Numerical Modelling of Heat Treatment : Fluid Flow-Thermal-Metallurgical-Mechanical Couplings

Numerical simulation is today a necessary tool in order to better optimize heat treatments as far as microstructures, mechanical properties and residual stresses and distortions are concerned. These simulations need the modelling of the material behaviour, and the « process » modelling (heating, cooling…) as well as to take into account the couplings between the different phenomena. Today, one key issue remains the prediction of the heat transfer between the solid and its environment. Thus, in that study, we will focus on the development of a numerical model that couples fluid flow, thermal, metallurgical and mechanical calculations and its experimental validation. Two cases are chosen : on one hand the modelling of high pressure gas quenching and on the other hand the modelling of the heating process in a furnace.
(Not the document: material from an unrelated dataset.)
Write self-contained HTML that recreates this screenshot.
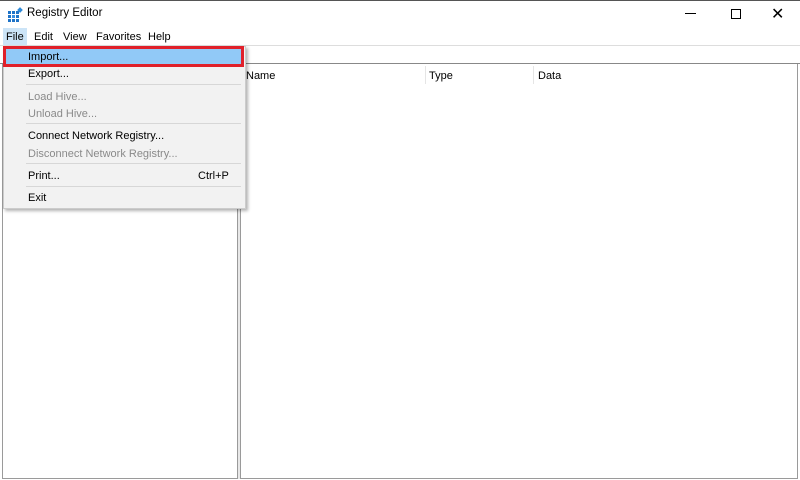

First the numerical model is presented. Then, the validation experiments are described. On one hand, original gas quenching experiments have been performed by measuring in-situ gas velocities (by Particle Image Velocimetry), temperatures and deformations (by contour’s detection method with CCD camera). On the other hand, a specific experimental device has been set up in order to measure in-situ the temperature evolutions and the bending of a steel tube during heterogeneous heating in a furnace. From the simulated results, the respective effects of the thermal gradients and the phase transformations on the deformations of the steel pieces during heating and during quenching are analysed. It will be shown also that the simulated results agree fairly well with the measurements.